Abstract

Since its early history, due to the various constraints in exchanging with other civilizations, China has relied mainly on domestic resources to satisfy the needs of its population for consumption and employment and to solve the challenges that confronted the state. Central to this solution is the combination of the agriculture of the peasant family with traditional industry and sidelines, a process that evolved over thousands of years of persistent experiments, in which the biggest challenge lay in the constant tension between population growth and the constraint of resources on the satisfaction of subsistence needs. The advent of Western influences in the late Qing period made available the products of mass-manufacturing by machines to Chinese peasants as raw materials of the family-based industry and sidelines, hence the addition of a new factor to the preexisting pattern of resource allocation. What emerged in modern China thus was an unprecedented “modern tripartite structure” that encompassed the new-style family economy, modern industrial economy, and traditional rural economy.

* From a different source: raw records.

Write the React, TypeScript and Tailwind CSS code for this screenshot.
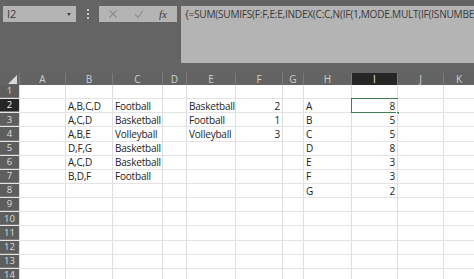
const cols = [
  { key: 'A', w: 46 },
  { key: 'B', w: 47 },
  { key: 'C', w: 50 },
  { key: 'D', w: 24 },
  { key: 'E', w: 49 },
  { key: 'F', w: 47 },
  { key: 'G', w: 21 },
  { key: 'H', w: 48 },
  { key: 'I', w: 46 },
  { key: 'J', w: 46 },
  { key: 'K', w: 31 },
]

const rightAligned = ['F', 'I']

const data: Record<number, Record<string, string>> = {
  2: { B: 'A,B,C,D', C: 'Football', E: 'Basketball', F: '2', H: 'A', I: '8' },
  3: { B: 'A,C,D', C: 'Basketball', E: 'Football', F: '1', H: 'B', I: '5' },
  4: { B: 'A,B,E', C: 'Volleyball', E: 'Volleyball', F: '3', H: 'C', I: '5' },
  5: { B: 'D,F,G', C: 'Basketball', H: 'D', I: '8' },
  6: { B: 'A,C,D', C: 'Basketball', H: 'E', I: '3' },
  7: { B: 'B,D,F', C: 'Football', H: 'F', I: '3' },
  8: { H: 'G', I: '2' },
}

const rows = Array.from({ length: 14 }, (_, i) => i + 1)

const FormulaBar = () => {
  return (
    <div className="flex h-[73px] bg-[#646464] pt-[6px] pl-[3px]">
      <div className="flex h-[16px] w-[73px] items-center justify-between bg-[#b4b4b4] pl-[4px] pr-[5px] text-[11px] text-[#3a3a3a]">
        <span>I2</span>
        <span className="mt-[1px] h-0 w-0 border-x-[2px] border-t-[3px] border-x-transparent border-t-[#444]" />
      </div>
      <div className="flex h-[16px] w-[23px] flex-col items-center justify-center gap-[2px]">
        <span className="h-[2px] w-[2px] bg-[#c8c8c8]" />
        <span className="h-[2px] w-[2px] bg-[#c8c8c8]" />
        <span className="h-[2px] w-[2px] bg-[#c8c8c8]" />
      </div>
      <div className="flex h-[16px] w-[78px] items-center bg-[#b4b4b4]">
        <svg width="10" height="10" viewBox="0 0 10 10" className="ml-[9px]">
          <path d="M1.5 1.5 L8.5 8.5 M8.5 1.5 L1.5 8.5" stroke="#8c8c8c" strokeWidth="1.1" fill="none" />
        </svg>
        <svg width="10" height="10" viewBox="0 0 10 10" className="ml-[16px]">
          <path d="M1 5.5 L4 8.5 L9 1.5" stroke="#8c8c8c" strokeWidth="1.1" fill="none" />
        </svg>
        <span className="ml-[15px] font-['Liberation_Serif',serif] text-[11px] italic text-[#3a3a3a]">fx</span>
      </div>
      <div className="ml-[4px] h-[57px] min-w-0 flex-1 overflow-hidden whitespace-nowrap bg-[#b4b4b4] pl-[4px] pt-[1px] text-[10.1px] tracking-[-0.25px] text-[#3a3a3a]">
        {'{=SUM(SUMIFS(F:F,E:E,INDEX(C:C,N(IF(1,MODE.MULT(IF(ISNUMBER(SEARCH(H2,B:B)),ROW(B:B)*{1,1}))))))}'}
      </div>
    </div>
  )
}

const ColumnHeaders = () => {
  return (
    <div className="flex h-[12px] bg-[#636363]">
      <div className="flex w-[19px] items-end justify-end pr-[2px] pb-[1px]">
        <span className="h-0 w-0 border-b-[9px] border-l-[9px] border-b-[#d9d9d9] border-l-transparent" />
      </div>
      {cols.map(col => (
        <div
          key={col.key}
          style={{ width: col.w }}
          className={`flex shrink-0 items-center justify-center border-l border-[#7a7a7a] text-[10px] leading-none ${col.key === 'I' ? 'bg-[#262626] text-[#e8e8e8]' : 'text-[#cfcfcf]'}`}
        >
          {col.key}
        </div>
      ))}
    </div>
  )
}

const App = () => {
  return (
    <div className="h-[279px] w-[474px] overflow-hidden bg-white font-['Open_Sans',sans-serif]">
      <FormulaBar />
      <ColumnHeaders />
      {rows.map(r => (
        <div key={r} className="flex h-[14.15px] border-b border-[#e4e4e4]">
          <div
            className={`flex w-[19px] shrink-0 items-center justify-center border-b border-[#7a7a7a] text-[9.5px] leading-none ${r === 2 ? 'bg-[#262626] text-[#f0f0f0]' : 'bg-[#5e5e5e] text-[#dcdcdc]'}`}
          >
            {r}
          </div>
          {cols.map(col => {
            const value = data[r]?.[col.key] ?? ''
            const selected = r === 2 && col.key === 'I'
            return (
              <div
                key={col.key}
                style={{ width: col.w }}
                className={`relative flex shrink-0 items-center overflow-visible whitespace-nowrap border-l border-[#dedede] px-[2px] text-[10px] leading-none tracking-[-0.2px] text-[#222] ${rightAligned.includes(col.key) ? 'justify-end' : 'justify-start'}`}
              >
                {value}
                {selected && (
                  <>
                    <span className="absolute -left-[1px] -top-[1px] -bottom-[1px] -right-[1px] border-[1.5px] border-[#3f7f58]" />
                    <span className="absolute -bottom-[3px] -right-[3px] h-[4px] w-[4px] border border-white bg-[#3f7f58]" />
                  </>
                )}
              </div>
            )
          })}
        </div>
      ))}
    </div>
  )
}

export default App
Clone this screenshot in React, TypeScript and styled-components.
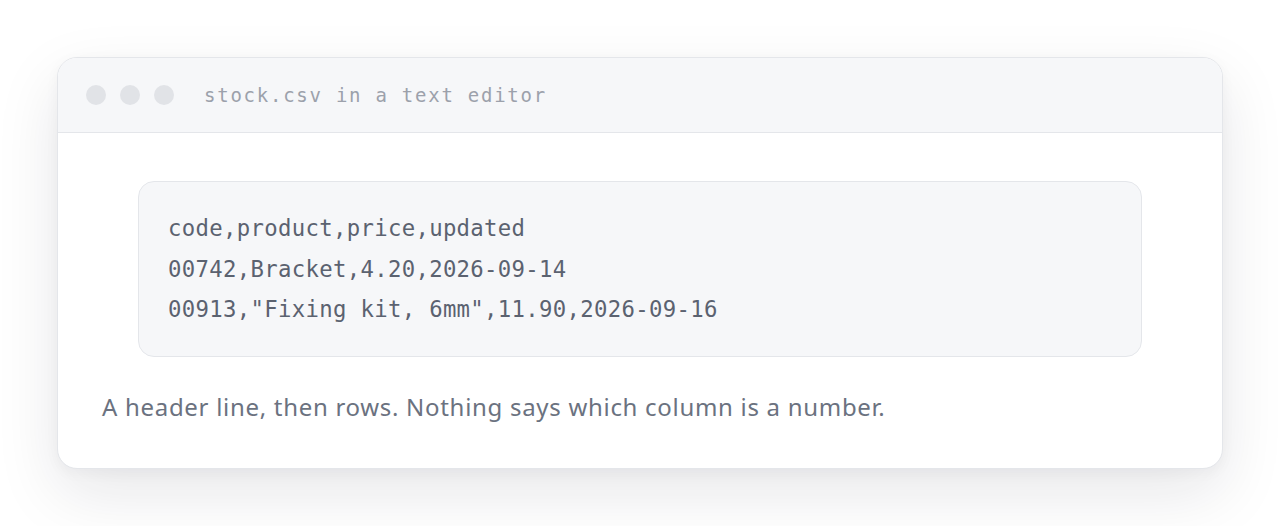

Nevertheless, the loss of the country’s sovereign rights and the recurrence of war impeded the transformation of the traditional mode of production that entailed the intervention of the state; the same factors also explain the failure of spontaneous non-governmental forces in developing a national economy in which industry and agriculture grew in full coordination with each other. 由于国际交流环境的不利,中国自早期文明伊始,就只能主要依靠在领土范围内解决吃饭和就业等国计民生首要问题。这是靠小农家庭农业与工副业的结合,在数千年的不懈奋斗中完成的。农民家庭经济的最大问题是人口增加与谋生资源难以满足之间的压力。清末列强入侵后,农民紧紧抓住大机器产品作为家庭工副业的生产原料,为改进原有的资源配置增加了新因素。近代中国史无前例地出现了新式家庭经济、现代工业经济与传统农村经济的“近代三元结构”。但由于丧失国权、战乱频仍,需要国家之力介入的旧生产方式变革、工业与农业全方位协调发展的国民经济格局,未能由民间自发力量完成。(This article is in Chinese.)